■ Records ■
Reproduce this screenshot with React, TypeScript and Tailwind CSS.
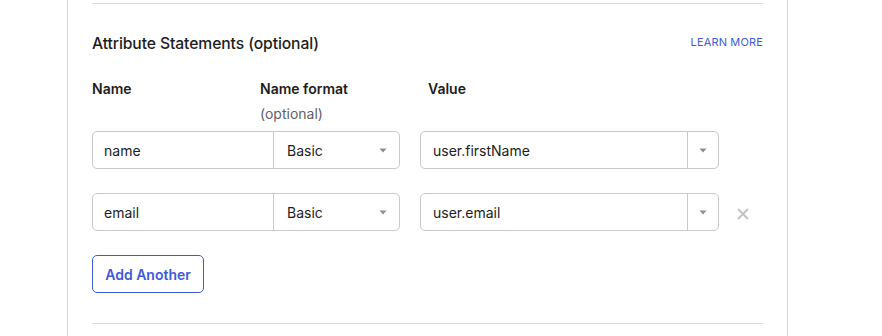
import React from 'react';

const Caret: React.FC = () => (
  <svg width="8" height="5" viewBox="0 0 8 5" className="shrink-0">
    <path d="M0.5 0.5 L7.5 0.5 L4 4.5 Z" fill="#8c8c96" />
  </svg>
);

const rows = [
  { name: 'name', format: 'Basic', value: 'user.firstName', removable: false },
  { name: 'email', format: 'Basic', value: 'user.email', removable: true },
];

const App: React.FC = () => {
  return (
    <div
      className="w-[882px] h-[336px] bg-white overflow-hidden pl-[67px] text-[#1d1d21]"
      style={{ fontFamily: 'Inter, "Noto Sans", sans-serif' }}
    >
      <div className="w-[721px] h-full border-x border-[#d4d4d8] px-[24px] pt-[3px]">
        <div className="border-t border-[#dcdce0] pt-[30px]">
          <div className="flex items-start justify-between h-[20px]">
            <h2 className="text-[15.7px] leading-[20px] font-medium tracking-[-0.1px]">
              Attribute Statements (optional)
            </h2>
            <a className="text-[11px] leading-[14px] mt-[1px] text-[#4059d9] tracking-[0.15px]">LEARN MORE</a>
          </div>

          <div className="grid grid-cols-[168px_168px_168px] mt-[25px] text-[14px] leading-[20px] font-semibold">
            <div>Name</div>
            <div>
              Name format
              <div className="font-normal text-[#5f5f68] mt-[5px]">(optional)</div>
            </div>
            <div>Value</div>
          </div>

          <div className="flex flex-col gap-[24px] mt-[7px]">
            {rows.map((r) => (
              <div key={r.name} className="flex items-center text-[14px]">
                <div className="w-[182px] h-[38px] border border-[#c8c8ce] rounded-l-[5px] flex items-center pl-[11px]">
                  {r.name}
                </div>
                <div className="w-[127px] h-[38px] -ml-px border border-[#c8c8ce] rounded-r-[5px] flex items-center justify-between pl-[13px] pr-[12px]">
                  <span>{r.format}</span>
                  <Caret />
                </div>
                <div className="w-[299px] h-[38px] ml-[20px] border border-[#c8c8ce] rounded-[5px] flex items-center">
                  <span className="flex-1 pl-[12px]">{r.value}</span>
                  <div className="w-[31px] h-full border-l border-[#c8c8ce] flex items-center justify-center">
                    <Caret />
                  </div>
                </div>
                {r.removable && (
                  <svg width="12" height="12" viewBox="0 0 12 12" className="ml-[18px] mt-[3px]">
                    <path d="M1 1 L11 11 M11 1 L1 11" stroke="#c4c4c8" strokeWidth="2" />
                  </svg>
                )}
              </div>
            ))}
          </div>

          <button className="mt-[24px] h-[38px] w-[112px] border border-[#4059d9] rounded-[5px] text-[#4059d9] text-[14px] font-semibold">
            Add Another
          </button>

          <div className="mt-[30px] border-t border-[#dcdce0]" />
        </div>
      </div>
    </div>
  );
};

export default App;
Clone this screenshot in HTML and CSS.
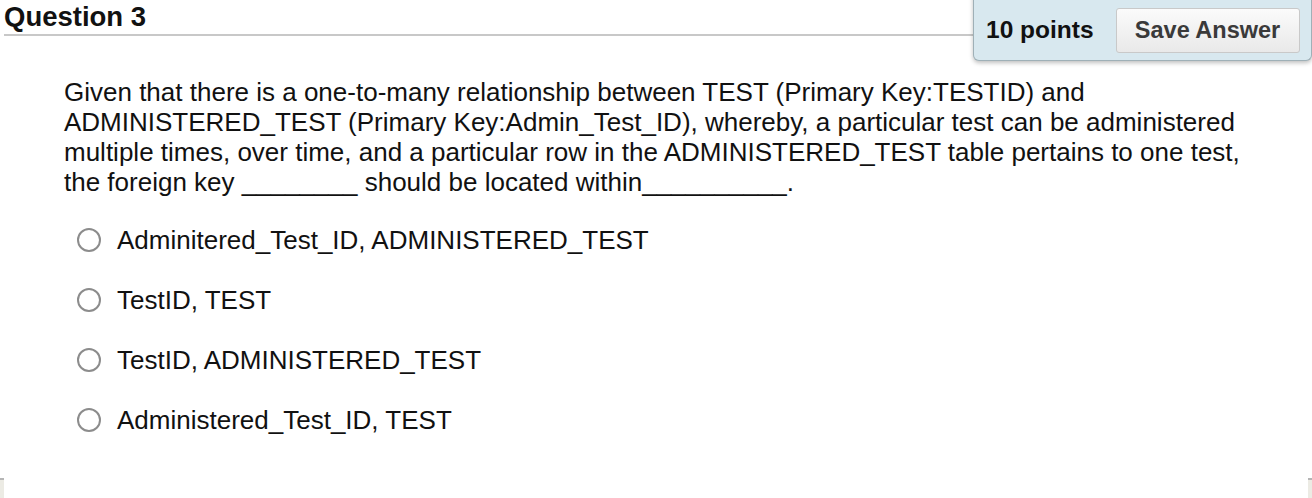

■ What the task asks ■
Output the full set of records above without changing a word, and drop the images.

■ Answer for the task ■
Reproduce this screenshot with React, TypeScript and Tailwind CSS.
import React from 'react';

const Caret: React.FC = () => (
  <svg width="8" height="5" viewBox="0 0 8 5" className="shrink-0">
    <path d="M0.5 0.5 L7.5 0.5 L4 4.5 Z" fill="#8c8c96" />
  </svg>
);

const rows = [
  { name: 'name', format: 'Basic', value: 'user.firstName', removable: false },
  { name: 'email', format: 'Basic', value: 'user.email', removable: true },
];

const App: React.FC = () => {
  return (
    <div
      className="w-[882px] h-[336px] bg-white overflow-hidden pl-[67px] text-[#1d1d21]"
      style={{ fontFamily: 'Inter, "Noto Sans", sans-serif' }}
    >
      <div className="w-[721px] h-full border-x border-[#d4d4d8] px-[24px] pt-[3px]">
        <div className="border-t border-[#dcdce0] pt-[30px]">
          <div className="flex items-start justify-between h-[20px]">
            <h2 className="text-[15.7px] leading-[20px] font-medium tracking-[-0.1px]">
              Attribute Statements (optional)
            </h2>
            <a className="text-[11px] leading-[14px] mt-[1px] text-[#4059d9] tracking-[0.15px]">LEARN MORE</a>
          </div>

          <div className="grid grid-cols-[168px_168px_168px] mt-[25px] text-[14px] leading-[20px] font-semibold">
            <div>Name</div>
            <div>
              Name format
              <div className="font-normal text-[#5f5f68] mt-[5px]">(optional)</div>
            </div>
            <div>Value</div>
          </div>

          <div className="flex flex-col gap-[24px] mt-[7px]">
            {rows.map((r) => (
              <div key={r.name} className="flex items-center text-[14px]">
                <div className="w-[182px] h-[38px] border border-[#c8c8ce] rounded-l-[5px] flex items-center pl-[11px]">
                  {r.name}
                </div>
                <div className="w-[127px] h-[38px] -ml-px border border-[#c8c8ce] rounded-r-[5px] flex items-center justify-between pl-[13px] pr-[12px]">
                  <span>{r.format}</span>
                  <Caret />
                </div>
                <div className="w-[299px] h-[38px] ml-[20px] border border-[#c8c8ce] rounded-[5px] flex items-center">
                  <span className="flex-1 pl-[12px]">{r.value}</span>
                  <div className="w-[31px] h-full border-l border-[#c8c8ce] flex items-center justify-center">
                    <Caret />
                  </div>
                </div>
                {r.removable && (
                  <svg width="12" height="12" viewBox="0 0 12 12" className="ml-[18px] mt-[3px]">
                    <path d="M1 1 L11 11 M11 1 L1 11" stroke="#c4c4c8" strokeWidth="2" />
                  </svg>
                )}
              </div>
            ))}
          </div>

          <button className="mt-[24px] h-[38px] w-[112px] border border-[#4059d9] rounded-[5px] text-[#4059d9] text-[14px] font-semibold">
            Add Another
          </button>

          <div className="mt-[30px] border-t border-[#dcdce0]" />
        </div>
      </div>
    </div>
  );
};

export default App;
Clone this screenshot in HTML and CSS.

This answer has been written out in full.